The global coronavirus pandemic is leaving visible scars not only on the tourism sector but also on the manufacturing sector. Let us not focus on tourism alone but acknowledge the potential of the manufacturing industry particularly as production has come to a halt due to lockdown, global supply chains are broken, and protectionism and shortages are likely to ensue at least in the short-term. Consumption is at an all-time low, squeezing cash flow and revenue. The micro-, small- and medium-sized enterprises (MSMEs) are the hardest hit, with many of them close to bankruptcy.
The following imperatives should be addressed as a top priority by the Caribbean nations – locally and regionally – to kick-start and/or revive their manufacturing sectors. It is important that the Caribbean has a strong value proposition for attracting new investments.
Carry out essential reforms: The governments need to focus on implementing business processes reforms for licenses, permits and approval to increase the ease of doing business in the respective nations. It is time that the most results-oriented and useful business practices across CARICOM are mandated in all the nations uniformly to increase the overall attractiveness of the region as a whole and not necessarily the country only. The time is also ripe to introduce long pending reforms in labour laws, bankruptcy laws etc. Another critical reform is guaranteeing consistency in government policies.
Create industrial infrastructure as a mission over next year: The best unique selling point of China has been its large-scale industrial parks with the highest quality of infrastructure. While the Caribbean may not be able to compete at that level, it needs to strive to match such international standards if it is to be compared favourably to other investment locations and attract international businesses or foreign direct investment. The regional organisations and governments should work to upgrade and/or develop industrial parks in the respective countries. Also, the countries need to refocus on mobilizing a trained workforce in large numbers for these industrial parks and incorporate world-class information technology infrastructure (ITI) in its offering.

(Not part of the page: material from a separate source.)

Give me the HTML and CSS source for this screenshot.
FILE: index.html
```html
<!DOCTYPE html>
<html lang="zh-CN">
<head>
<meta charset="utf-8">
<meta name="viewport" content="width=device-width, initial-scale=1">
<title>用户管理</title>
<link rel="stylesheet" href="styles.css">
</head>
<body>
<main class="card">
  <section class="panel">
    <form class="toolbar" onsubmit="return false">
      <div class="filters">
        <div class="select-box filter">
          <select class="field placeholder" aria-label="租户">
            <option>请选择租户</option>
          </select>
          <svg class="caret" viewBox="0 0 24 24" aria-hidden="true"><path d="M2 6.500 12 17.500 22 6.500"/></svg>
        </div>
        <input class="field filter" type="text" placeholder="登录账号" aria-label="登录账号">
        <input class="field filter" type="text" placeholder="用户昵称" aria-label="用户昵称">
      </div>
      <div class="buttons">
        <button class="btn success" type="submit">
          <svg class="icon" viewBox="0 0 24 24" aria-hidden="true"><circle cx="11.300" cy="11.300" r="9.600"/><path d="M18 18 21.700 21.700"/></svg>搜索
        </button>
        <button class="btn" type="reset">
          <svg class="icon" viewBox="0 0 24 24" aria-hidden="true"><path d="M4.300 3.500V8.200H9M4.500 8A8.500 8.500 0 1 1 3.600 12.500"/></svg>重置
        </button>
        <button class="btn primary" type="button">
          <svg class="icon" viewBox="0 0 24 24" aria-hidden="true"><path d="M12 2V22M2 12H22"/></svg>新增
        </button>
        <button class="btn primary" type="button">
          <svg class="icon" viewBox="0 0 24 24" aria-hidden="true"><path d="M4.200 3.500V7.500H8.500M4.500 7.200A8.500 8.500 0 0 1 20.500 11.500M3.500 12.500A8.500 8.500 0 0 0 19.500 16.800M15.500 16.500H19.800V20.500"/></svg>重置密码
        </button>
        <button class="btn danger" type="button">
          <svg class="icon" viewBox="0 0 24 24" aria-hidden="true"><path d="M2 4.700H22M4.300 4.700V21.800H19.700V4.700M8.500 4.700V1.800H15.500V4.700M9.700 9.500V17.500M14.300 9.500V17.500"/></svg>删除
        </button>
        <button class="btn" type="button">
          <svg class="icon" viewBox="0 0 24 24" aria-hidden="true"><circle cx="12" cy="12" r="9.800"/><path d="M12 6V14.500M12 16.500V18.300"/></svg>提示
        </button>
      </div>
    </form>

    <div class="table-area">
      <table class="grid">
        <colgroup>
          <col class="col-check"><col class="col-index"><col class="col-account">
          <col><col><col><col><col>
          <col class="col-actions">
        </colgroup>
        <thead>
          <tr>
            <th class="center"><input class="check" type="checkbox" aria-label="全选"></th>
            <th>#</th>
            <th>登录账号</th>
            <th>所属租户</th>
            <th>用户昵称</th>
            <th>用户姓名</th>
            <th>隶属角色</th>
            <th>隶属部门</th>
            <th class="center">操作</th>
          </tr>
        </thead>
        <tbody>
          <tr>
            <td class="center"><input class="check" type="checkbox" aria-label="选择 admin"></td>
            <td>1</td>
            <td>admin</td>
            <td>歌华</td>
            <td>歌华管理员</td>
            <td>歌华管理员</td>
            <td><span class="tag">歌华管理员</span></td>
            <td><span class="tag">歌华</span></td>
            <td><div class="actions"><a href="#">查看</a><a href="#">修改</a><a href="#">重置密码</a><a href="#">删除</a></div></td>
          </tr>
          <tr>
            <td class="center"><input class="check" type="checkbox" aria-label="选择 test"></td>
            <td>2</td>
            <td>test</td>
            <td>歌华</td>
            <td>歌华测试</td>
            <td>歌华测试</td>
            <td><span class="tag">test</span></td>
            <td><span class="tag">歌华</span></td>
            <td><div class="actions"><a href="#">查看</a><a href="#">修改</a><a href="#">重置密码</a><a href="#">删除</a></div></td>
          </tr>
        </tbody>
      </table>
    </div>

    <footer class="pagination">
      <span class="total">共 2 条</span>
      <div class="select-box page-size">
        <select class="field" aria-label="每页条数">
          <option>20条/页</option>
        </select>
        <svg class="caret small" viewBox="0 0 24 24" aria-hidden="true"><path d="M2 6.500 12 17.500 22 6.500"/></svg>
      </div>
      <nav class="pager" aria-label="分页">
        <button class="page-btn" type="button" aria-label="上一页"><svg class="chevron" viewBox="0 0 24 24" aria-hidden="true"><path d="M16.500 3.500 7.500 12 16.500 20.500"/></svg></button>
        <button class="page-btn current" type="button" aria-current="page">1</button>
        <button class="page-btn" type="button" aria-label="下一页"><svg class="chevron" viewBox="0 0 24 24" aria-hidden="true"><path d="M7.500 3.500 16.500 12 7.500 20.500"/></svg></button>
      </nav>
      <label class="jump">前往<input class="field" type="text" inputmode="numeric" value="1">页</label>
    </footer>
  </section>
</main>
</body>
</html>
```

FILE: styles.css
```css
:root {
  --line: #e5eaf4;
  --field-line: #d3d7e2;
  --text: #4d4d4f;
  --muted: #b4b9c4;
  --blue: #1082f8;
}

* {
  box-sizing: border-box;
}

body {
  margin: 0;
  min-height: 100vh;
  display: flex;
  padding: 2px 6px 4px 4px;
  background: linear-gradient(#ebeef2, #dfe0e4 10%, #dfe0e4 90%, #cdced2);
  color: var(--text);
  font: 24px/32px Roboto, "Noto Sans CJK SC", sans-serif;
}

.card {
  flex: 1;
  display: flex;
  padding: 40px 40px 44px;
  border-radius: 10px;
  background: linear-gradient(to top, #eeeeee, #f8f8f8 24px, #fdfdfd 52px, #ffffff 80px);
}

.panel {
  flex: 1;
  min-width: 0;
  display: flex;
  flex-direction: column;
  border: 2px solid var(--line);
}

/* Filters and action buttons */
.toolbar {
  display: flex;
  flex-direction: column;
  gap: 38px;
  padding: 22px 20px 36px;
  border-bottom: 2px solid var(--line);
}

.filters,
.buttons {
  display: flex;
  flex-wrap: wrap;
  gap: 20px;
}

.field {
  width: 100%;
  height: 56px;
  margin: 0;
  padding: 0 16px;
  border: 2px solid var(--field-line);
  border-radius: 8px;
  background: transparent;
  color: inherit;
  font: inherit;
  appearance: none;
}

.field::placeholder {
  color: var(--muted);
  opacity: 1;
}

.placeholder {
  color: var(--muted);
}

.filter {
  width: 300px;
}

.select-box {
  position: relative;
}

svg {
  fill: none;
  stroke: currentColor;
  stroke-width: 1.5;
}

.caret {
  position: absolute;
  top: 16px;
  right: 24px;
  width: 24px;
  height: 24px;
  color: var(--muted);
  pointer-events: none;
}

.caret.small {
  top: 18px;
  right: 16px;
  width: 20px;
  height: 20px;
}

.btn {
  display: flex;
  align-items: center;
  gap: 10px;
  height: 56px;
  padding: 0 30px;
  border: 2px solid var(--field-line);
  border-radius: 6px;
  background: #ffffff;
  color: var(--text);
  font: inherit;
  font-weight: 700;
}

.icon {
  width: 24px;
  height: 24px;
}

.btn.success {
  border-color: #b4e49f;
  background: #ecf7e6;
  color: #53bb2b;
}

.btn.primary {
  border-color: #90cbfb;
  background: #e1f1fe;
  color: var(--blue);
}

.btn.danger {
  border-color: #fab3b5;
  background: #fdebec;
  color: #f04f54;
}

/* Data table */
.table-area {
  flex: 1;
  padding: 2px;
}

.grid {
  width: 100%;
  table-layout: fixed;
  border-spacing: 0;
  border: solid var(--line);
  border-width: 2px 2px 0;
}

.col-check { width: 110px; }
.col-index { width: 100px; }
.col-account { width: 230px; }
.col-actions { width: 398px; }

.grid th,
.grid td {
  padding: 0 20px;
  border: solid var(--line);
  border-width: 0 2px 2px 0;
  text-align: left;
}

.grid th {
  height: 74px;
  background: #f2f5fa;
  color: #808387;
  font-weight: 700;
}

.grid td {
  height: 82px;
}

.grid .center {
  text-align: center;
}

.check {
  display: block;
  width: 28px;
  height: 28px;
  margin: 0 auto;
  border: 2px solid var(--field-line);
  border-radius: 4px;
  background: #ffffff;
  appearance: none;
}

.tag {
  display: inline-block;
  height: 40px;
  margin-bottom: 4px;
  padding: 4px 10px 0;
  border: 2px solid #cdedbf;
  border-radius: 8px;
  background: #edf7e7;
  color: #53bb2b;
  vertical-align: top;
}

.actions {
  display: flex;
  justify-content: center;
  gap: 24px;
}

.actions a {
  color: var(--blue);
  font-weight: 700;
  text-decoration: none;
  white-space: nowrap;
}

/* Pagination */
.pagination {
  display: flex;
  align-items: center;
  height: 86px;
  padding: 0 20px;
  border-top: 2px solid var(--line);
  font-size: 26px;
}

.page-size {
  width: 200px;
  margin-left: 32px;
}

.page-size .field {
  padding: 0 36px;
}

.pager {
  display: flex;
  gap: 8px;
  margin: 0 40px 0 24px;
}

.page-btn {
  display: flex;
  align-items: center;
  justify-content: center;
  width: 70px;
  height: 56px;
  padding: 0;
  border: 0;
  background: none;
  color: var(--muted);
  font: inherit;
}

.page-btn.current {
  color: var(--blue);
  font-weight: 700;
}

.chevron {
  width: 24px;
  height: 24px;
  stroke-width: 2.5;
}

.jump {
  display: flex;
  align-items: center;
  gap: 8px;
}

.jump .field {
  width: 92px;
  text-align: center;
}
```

Improve competitiveness of exports: It is well-recognised that the Caribbean’s global footprints in the form of exports are quite low and perhaps, far below its potential. Export markets offer a good opportunity for domestic manufacturing to tide over the present crisis in a short period of time. To pursue this objective, one needs to carefully identify the main factors have pulled down the region’s export and offer targeted solutions for each one.
This also requires an aggressive scouting of markets and creating a deal better than what competing nations offer. To enhance the quality of products that are going to be exported, soft loans for procuring best quality machinery are needed, along with training of staff to maintain international standards in production. An attractive package of incentives on exports is another must.

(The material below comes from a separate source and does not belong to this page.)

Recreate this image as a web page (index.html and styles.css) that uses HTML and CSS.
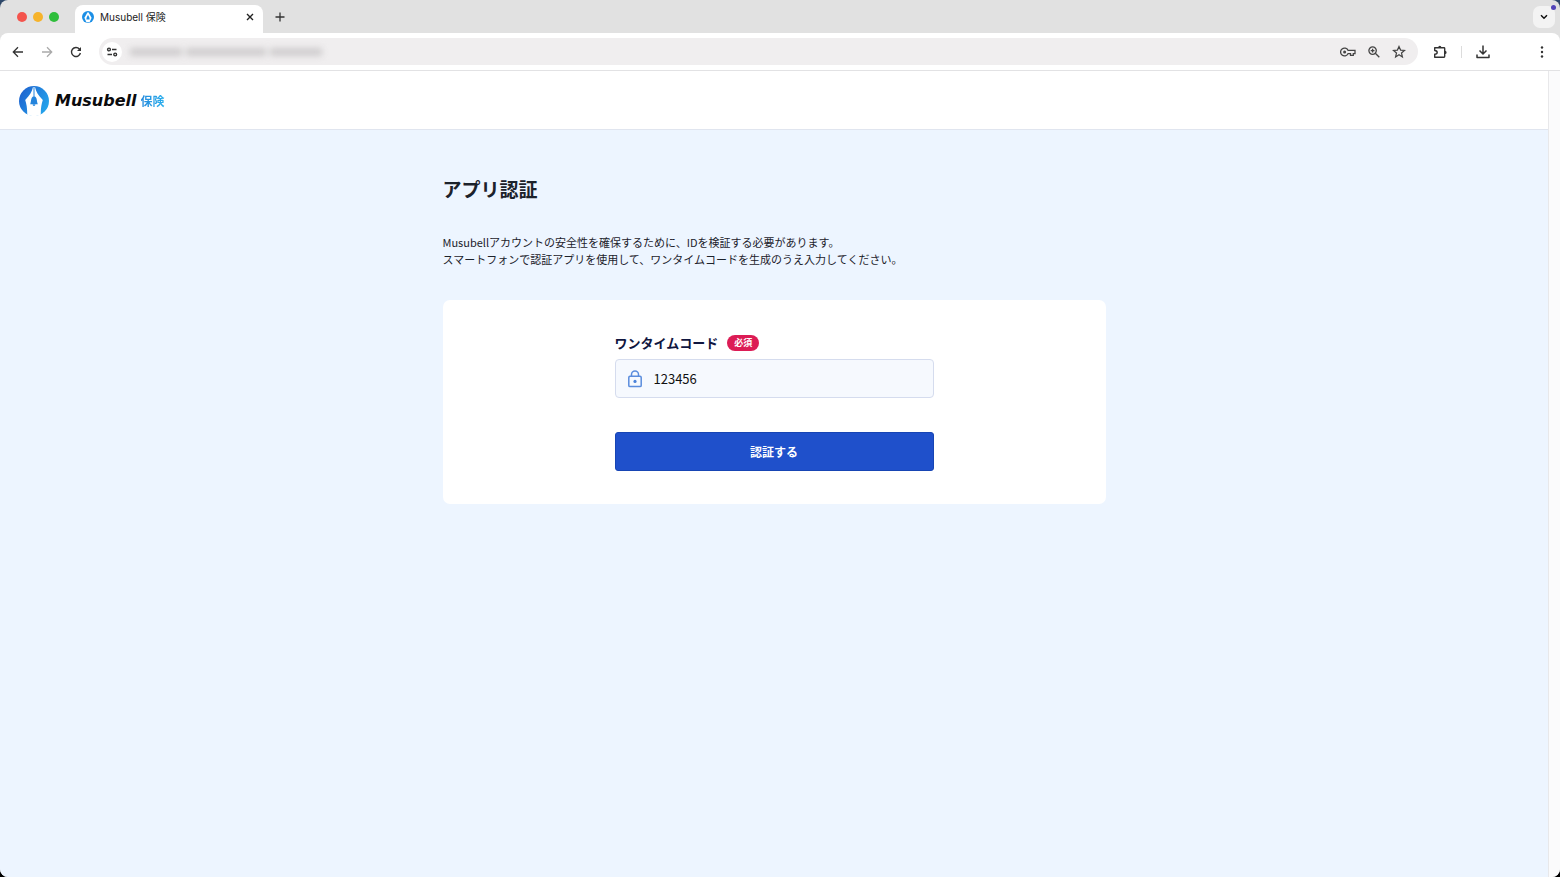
FILE: index.html
```html
<!DOCTYPE html>
<html lang="ja">
<head>
<meta charset="utf-8">
<meta name="viewport" content="width=device-width, initial-scale=1">
<title>Musubell 保険</title>
<link rel="stylesheet" href="styles.css">
</head>
<body>
<div class="window">
  <div class="tabstrip">
    <div class="lights"><span class="light light-close"></span><span class="light light-min"></span><span class="light light-max"></span></div>
    <div class="tab">
      <svg class="favicon" viewBox="0 0 30 30" aria-hidden="true"><circle cx="15" cy="15" r="15" fill="#1b8fe6"/><path d="M14 3 L6 17 L11 28 L19 28 L24 17 L16 3 Z" fill="#fff"/><path d="M15 10 C12 15 11 17 11 21 H19 C19 17 18 15 15 10 Z" fill="#1b8fe6"/></svg>
      <span class="tab-title">Musubell 保険</span>
      <button class="icon-button tab-close" aria-label="タブを閉じる"><svg width="8" height="8" viewBox="0 0 8 8"><path d="M1 1 L7 7 M7 1 L1 7" stroke="#222" stroke-width="1.4"/></svg></button>
    </div>
    <button class="icon-button new-tab" aria-label="新しいタブ"><svg width="10" height="10" viewBox="0 0 10 10"><path d="M5 0.5 V9.5 M0.5 5 H9.5" stroke="#333" stroke-width="1.3"/></svg></button>
    <button class="icon-button tab-search" aria-label="タブを検索"><svg width="8" height="6" viewBox="0 0 8 6"><path d="M1 1.2 L4 4.2 L7 1.2" fill="none" stroke="#111" stroke-width="1.5"/></svg><span class="notice"></span></button>
  </div>

  <div class="toolbar">
    <button class="icon-button" aria-label="戻る"><svg width="12" height="12" viewBox="0 0 12 12"><path d="M11 6 H1.5 M6 1.3 L1.3 6 L6 10.7" fill="none" stroke="#333" stroke-width="1.3"/></svg></button>
    <button class="icon-button" aria-label="進む"><svg width="12" height="12" viewBox="0 0 12 12"><path d="M1 6 H10.5 M6 1.3 L10.7 6 L6 10.7" fill="none" stroke="#aaa" stroke-width="1.3"/></svg></button>
    <button class="icon-button" aria-label="再読み込み"><svg width="12" height="12" viewBox="0 0 12 12"><path d="M10.4 7 A4.5 4.5 0 1 1 9.4 3 L10.5 4.1" fill="none" stroke="#333" stroke-width="1.4"/><path d="M11 1 V5 H7 Z" fill="#333"/></svg></button>
    <div class="address">
      <button class="icon-button site-info" aria-label="サイト情報"><svg width="12" height="10" viewBox="0 0 12 10"><g fill="none" stroke="#333" stroke-width="1.4"><circle cx="3" cy="2.5" r="1.4"/><path d="M6 2.5 H10.5 M1.5 7.5 H6"/><circle cx="9.2" cy="7.5" r="1.4"/></g></svg></button>
      <div class="url"><span class="url-part"></span><span class="url-part url-part-long"></span><span class="url-part"></span></div>
      <button class="icon-button" aria-label="パスワード"><svg width="16" height="12" viewBox="0 0 16 12"><g fill="none" stroke="#444" stroke-width="1.3"><path d="M8 4.3 A3.9 3.9 0 1 0 8 7.7 H10.5 V9.3 H13.3 V7.7 H15 V4.3 Z"/></g><circle cx="4.6" cy="6" r="1.5" fill="#444"/></svg></button>
      <button class="icon-button" aria-label="ズーム"><svg width="12" height="12" viewBox="0 0 12 12"><g fill="none" stroke="#444" stroke-width="1.3"><circle cx="4.6" cy="4.6" r="3.7"/><path d="M7.3 7.3 L11.3 11.3 M2.7 4.6 H6.5 M4.6 2.7 V6.5"/></g></svg></button>
      <button class="icon-button" aria-label="ブックマーク"><svg width="14" height="14" viewBox="0 0 14 14"><path d="M7 1.5 L8.6 5.1 L12.5 5.4 L9.5 8 L10.4 11.9 L7 9.8 L3.6 11.9 L4.5 8 L1.5 5.4 L5.4 5.1 Z" fill="none" stroke="#444" stroke-width="1.2"/></svg></button>
    </div>
    <div class="extras">
      <button class="icon-button" aria-label="拡張機能"><svg width="14" height="14" viewBox="0 0 14 14"><path d="M1.7 2.7 H11 Q11.7 2.7 11.7 3.4 V11.3 Q11.7 12.3 11 12.3 H1.7 V9.3 Q4.2 9 4.2 7.4 Q4.2 5.7 1.7 5.5 Z" fill="none" stroke="#333" stroke-width="1.4" stroke-linejoin="round"/><path d="M5.2 2.4 A1.6 1.6 0 0 1 8.4 2.4 Z M12 5.8 A1.6 1.6 0 0 1 12 9 Z" fill="#333"/></svg></button>
      <span class="divider"></span>
      <button class="icon-button" aria-label="ダウンロード"><svg width="14" height="14" viewBox="0 0 14 14"><path d="M7 0.5 V9 M3.5 5.5 L7 9 L10.5 5.5 M1 9.5 V12.5 H13 V9.5" fill="none" stroke="#333" stroke-width="1.5" stroke-linejoin="round"/></svg></button>
    </div>
    <button class="icon-button" aria-label="メニュー"><svg width="4" height="12" viewBox="0 0 4 12"><g fill="#333"><circle cx="2" cy="1.5" r="1.2"/><circle cx="2" cy="6" r="1.2"/><circle cx="2" cy="10.5" r="1.2"/></g></svg></button>
  </div>

  <div class="viewport">
    <div class="page">
      <header class="site-header">
        <svg class="logo-mark" viewBox="0 0 30 30" aria-hidden="true">
          <defs><linearGradient id="mark" x1="0" y1="0.2" x2="1" y2="0.8"><stop offset="0" stop-color="#1e62cf"/><stop offset="1" stop-color="#25a9ee"/></linearGradient></defs>
          <circle cx="15" cy="15" r="15" fill="url(#mark)"/>
          <path d="M14 1 C13 6 10.5 9.5 6.2 14 C7.5 18.5 8.3 22 8.2 28.4 C12.5 30.4 17.5 30.4 21.8 28.4 C21.7 22 22.5 18.5 23.8 14 C19.5 9.5 17 6 16 1 Z" fill="#fff"/>
          <path d="M14.5 1 H15.5 V10.6 C18.2 11.2 17.6 15 18.8 18.2 H11.2 C12.4 15 11.8 11.2 14.5 10.6 Z M13.6 18.6 H16.4 A1.4 1.4 0 0 1 13.6 18.6 Z" fill="#2484dc"/>
        </svg>
        <span class="brand">Musubell</span>
        <span class="brand-sub">保険</span>
      </header>
      <main class="content">
        <h1 class="title">アプリ認証</h1>
        <p class="lead">Musubellアカウントの安全性を確保するために、IDを検証する必要があります。<br>スマートフォンで認証アプリを使用して、ワンタイムコードを生成のうえ入力してください。</p>
        <section class="card">
          <form class="form">
            <div class="label-row"><label for="code">ワンタイムコード</label><span class="required">必須</span></div>
            <div class="field">
              <svg width="14" height="18" viewBox="0 0 14 18" aria-hidden="true"><g fill="none" stroke="#5b8ddd" stroke-width="1.5"><rect x="0.8" y="6.2" width="12.4" height="10.4" rx="1.2"/><path d="M3.5 6 V4.4 A3.5 3.5 0 0 1 10.5 4.4 V6"/></g><circle cx="7" cy="11.4" r="1.6" fill="#4c83da"/></svg>
              <input class="code" id="code" type="text" inputmode="numeric" value="123456">
            </div>
            <button class="submit" type="button">認証する</button>
          </form>
        </section>
      </main>
    </div>
    <div class="scroll-track"></div>
  </div>
</div>
</body>
</html>
```
FILE: styles.css
```css
* { box-sizing: border-box; }

body {
  margin: 0;
  background: linear-gradient(#2f4a6d, #000 40px);
  color: #1c222b;
  font-family: "Noto Sans CJK JP", sans-serif;
}

.window {
  display: flex;
  flex-direction: column;
  min-height: 100vh;
  overflow: hidden;
  border-radius: 8px;
  background: #e1e1e1;
}

.icon-button {
  display: flex;
  flex: none;
  align-items: center;
  justify-content: center;
  padding: 0;
  border: 0;
  background: none;
}

/* Tab strip */
.tabstrip {
  display: flex;
  align-items: center;
  height: 33px;
  padding: 0 5px 0 17px;
}

.lights { display: flex; gap: 6px; width: 58px; }
.light { width: 10px; height: 10px; border-radius: 50%; }
.light-close { background: #f4544d; }
.light-min { background: #f6b32b; }
.light-max { background: #2fbe3c; }

.tab {
  display: flex;
  align-items: center;
  align-self: flex-end;
  gap: 6px;
  width: 188px;
  height: 28px;
  padding: 0 8px 5px 7px;
  border-radius: 8px 8px 0 0;
  background: #fff;
}

.favicon { width: 12px; height: 12px; }

.tab-title {
  flex: 1;
  color: #222;
  font-family: Inter, "Noto Sans CJK JP", sans-serif;
  font-size: 10px;
  line-height: 16px;
}

.tab-close { width: 10px; height: 10px; }
.new-tab { margin-left: 12px; }

.tab-search {
  position: relative;
  width: 22px;
  height: 22px;
  margin-left: auto;
  border-radius: 7px;
  background: #f3f3f3;
}

.notice {
  position: absolute;
  top: -1px;
  right: -1px;
  width: 5px;
  height: 5px;
  border-radius: 50%;
  background: #5143b8;
}

/* Toolbar */
.toolbar {
  display: flex;
  align-items: center;
  gap: 17px;
  height: 38px;
  padding: 0 16px 0 12px;
  border-bottom: 1px solid #e2e2e4;
  border-radius: 8px 8px 0 0;
  background: #fff;
}

.address {
  display: flex;
  flex: 1;
  align-items: center;
  gap: 12px;
  height: 27px;
  margin-right: -2px;
  padding: 0 12px 0 3px;
  border-radius: 14px;
  background: #f0eeef;
}

.site-info {
  width: 20px;
  height: 20px;
  border-radius: 50%;
  background: #fff;
}

.url { display: flex; flex: 1; gap: 4px; margin-left: -4px; filter: blur(3px); }
.url-part { width: 52px; height: 8px; background: #cfcdce; }
.url-part-long { width: 80px; }

.extras { display: flex; align-items: center; gap: 14px; margin-right: 33px; }
.divider { width: 1px; height: 12px; background: #dcdcdc; }

/* Page */
.viewport { display: flex; flex: 1; }
.page { flex: 1; background: #edf5ff; }
.scroll-track { width: 12px; border-left: 1px solid #e8e8ea; background: #fbfbfc; }

.site-header {
  display: flex;
  align-items: center;
  height: 59px;
  padding: 1px 19px 0;
  border-bottom: 1px solid #e0e5ef;
  background: #fff;
}

.logo-mark { width: 30px; height: 30px; }

.brand {
  margin: 0 4px 0 6px;
  color: #0b0b0d;
  font-family: "DejaVu Sans", sans-serif;
  font-size: 16px;
  font-style: italic;
  font-weight: 700;
  line-height: 24px;
}

.brand-sub {
  background: linear-gradient(90deg, #2389dc, #2bb0ed);
  background-clip: text;
  color: transparent;
  font-size: 12px;
  font-weight: 700;
  line-height: 24px;
}

.content {
  width: 100%;
  max-width: 663px;
  margin: 0 auto;
  padding: 44px 0;
}

.title {
  margin: 0 0 30px;
  font-size: 19px;
  font-weight: 700;
  line-height: 30px;
}

.lead {
  margin: 0 0 32px;
  font-size: 11px;
  line-height: 17px;
}

.card {
  padding: 33px 16px;
  border-radius: 7px;
  background: #fff;
}

.form { max-width: 319px; margin: 0 auto; }

.label-row {
  display: flex;
  align-items: center;
  gap: 9px;
  margin-bottom: 6px;
  color: #10163f;
  font-size: 13px;
  font-weight: 700;
  line-height: 20px;
}

.required {
  padding: 0 7px;
  border-radius: 8px;
  background: #dc1c55;
  color: #fff;
  font-size: 9px;
  line-height: 16px;
}

.field {
  display: flex;
  align-items: center;
  gap: 12px;
  height: 39px;
  margin-bottom: 34px;
  padding: 0 12px;
  border: 1px solid #d5dcee;
  border-radius: 4px;
  background: #f6f9fe;
}

.code {
  flex: 1;
  min-width: 0;
  padding: 0;
  border: 0;
  outline: 0;
  background: none;
  color: #111;
  font-family: inherit;
  font-size: 13px;
  line-height: 20px;
}

.submit {
  display: block;
  width: 100%;
  height: 39px;
  padding: 0;
  border: 1px solid #1745b4;
  border-radius: 3px;
  background: #1f50cb;
  color: #fff;
  font-family: inherit;
  font-size: 12px;
  font-weight: 700;
}
```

Bailout for SMEs: The most obvious prescriptions are direct financial assistance for some SMEs and easy and very soft credit for others, along with a deferment of statutory payments. Another easy way of helping SMEs is to place priority government orders. The present circumstances are such that we can expect some SMEs to shut down leading to job losses. Governments need to cushion the impact as much as possible.
Empowered Strategy Group: Methods to revive the manufacturing sector as well as attracting new investments to the country require a bold and pragmatic vision as well as a detailed implementation plan. This requires a national consensus (and a regional consensus) as well as the best minds and talent available. An Empowered Strategy Group comprising government representatives, industry leaders, bankers, policy experts can be tasked to work on this urgent imperative.
DISCLAIMER: Views expressed above are the author’s own.